Anselm, la recensione
Le opere di Anselm Kiefer diventa per Wenders una maniera per raccontare il temperamento artistico e continuare a sperimentare il 3D
La recensione di Anselm, il film in tre dimensioni di Wim Wenders in uscita in sala il 30 aprile
La cosa importante è che Anselm non è mai un documentario di divulgazione, anche quando ne incorpora alcuni tratti tipici o pezzi di racconto, quando ne imita il biografismo e una maniera di procedere di opera in opera, spiegandone le origini e dichiarandone gli intenti. Eppure è anche sempre molto evidente come per Wenders conti molto di più il cinema e quello che l’indagine dei dipinti giganteschi di Kiefer, ripresi in 3D, possa dire sul cinema come macchina della documentazione e della creazione di senso. È insomma più una forma di critica d’arte che di narrazione, una fatta con un’altra forma di produzione artistica, e una in cui nel sottofondo sembra sempre di poter sentire: “Che cose incredibili che si possono fare con il cinema, no? Non ci sono confini, non ci sono limiti!”. Più interessante che appassionante.

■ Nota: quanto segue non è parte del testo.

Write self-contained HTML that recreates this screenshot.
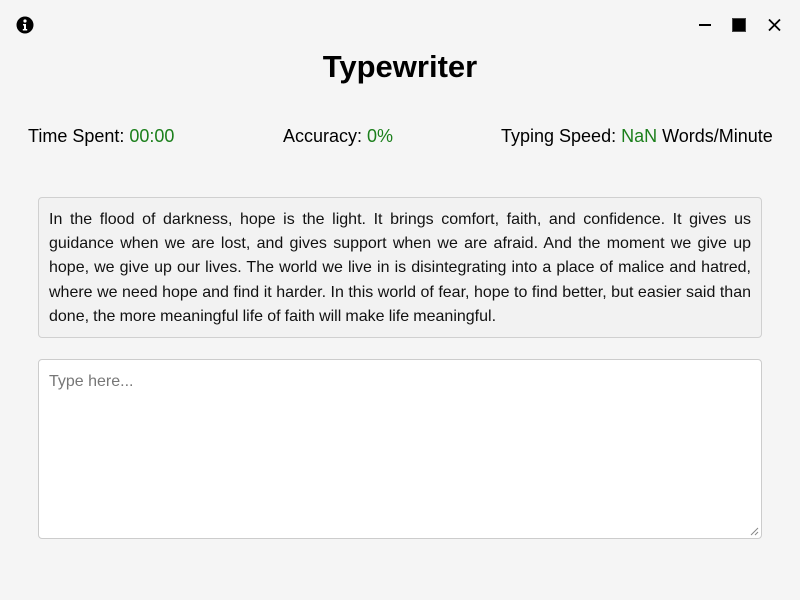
<!DOCTYPE html>
<html><head><meta charset="utf-8"><style>
html,body{margin:0;padding:0;background:#f5f5f5;width:800px;height:600px;overflow:hidden;font-family:"Liberation Sans",Arial,sans-serif;color:#000}
.abs{position:absolute}
h1{position:absolute;left:0;right:0;top:48px;margin:0;text-align:center;font-size:31px;font-weight:bold;line-height:38px}
.stat{position:absolute;top:124px;font-size:18px;line-height:24px}
.g{color:#1b7f1b}
.quote{position:absolute;left:38px;top:197px;width:702px;height:119px;padding:10px;border:1px solid #d0d0d0;border-radius:4px;background:#f2f2f2;font-size:16px;line-height:24.2px;text-align:justify;color:#111;word-spacing:-0.3px}
.ta{position:absolute;left:38px;top:359px;width:722px;height:178px;border:1px solid #ccc;border-radius:4px;background:#fff}
.ph{position:absolute;left:10px;top:13px;font-size:16px;color:#777}
</style></head><body>
<svg class="abs" style="left:16px;top:16px" width="18" height="18" viewBox="0 0 18 18"><circle cx="9" cy="9" r="8.5" fill="#000"/><circle cx="9" cy="5" r="1.6" fill="#fff"/><path d="M7 8h3v5h1.2v1.5H6.8V13H8V9.5H7z" fill="#fff"/></svg>
<svg class="abs" style="left:698px;top:18px" width="90" height="14" viewBox="0 0 90 14"><rect x="1" y="6" width="12" height="2" fill="#000"/><rect x="34.5" y="0.5" width="13" height="13" fill="#000" stroke="#444"/><path d="M71 1.5l11 11M82 1.5l-11 11" stroke="#000" stroke-width="1.8"/></svg>
<h1>Typewriter</h1>
<div class="stat" style="left:28px">Time Spent: <span class="g">00:00</span></div>
<div class="stat" style="left:283px">Accuracy: <span class="g">0%</span></div>
<div class="stat" style="left:501px">Typing Speed: <span class="g">NaN</span> Words/Minute</div>
<div class="quote">In the flood of darkness, hope is the light. It brings comfort, faith, and confidence. It gives us guidance when we are lost, and gives support when we are afraid. And the moment we give up hope, we give up our lives. The world we live in is disintegrating into a place of malice and hatred, where we need hope and find it harder. In this world of fear, hope to find better, but easier said than done, the more meaningful life of faith will make life meaningful.</div>
<div class="ta"><div class="ph">Type here...</div>
<svg class="abs" style="right:2px;bottom:2px" width="9" height="9"><path d="M8 1L1 8M8 5L5 8" stroke="#888" stroke-width="1"/></svg></div>
</body></html>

Anselm non è “come stare lì” ma sa costruire intorno a questa idea di compresenza (che grazie al 3D è un’illusione e di certo non “vera presenza”) un piacevole insieme di momenti in cui il 3D impressiona di fronte a dipinti giganti. Oltre a questi poi Wenders crea anche scenari che sembrano usciti da Stalker di Tarkovsky e altri che replicano l’idea già presente in Pina 3D di selezionare gli ambienti in cui far accadere le cose. Anselm è insomma un film autonomo che sfrutta le opere dell’artista documentato per fare cinema d’arte, nel senso stretto e letterale del termine. Una categoria flebile che Wenders è uno dei pochi ad animare di film, e questo principalmente grazie al potere che gli viene dal suo essere una star del mondo della cultura.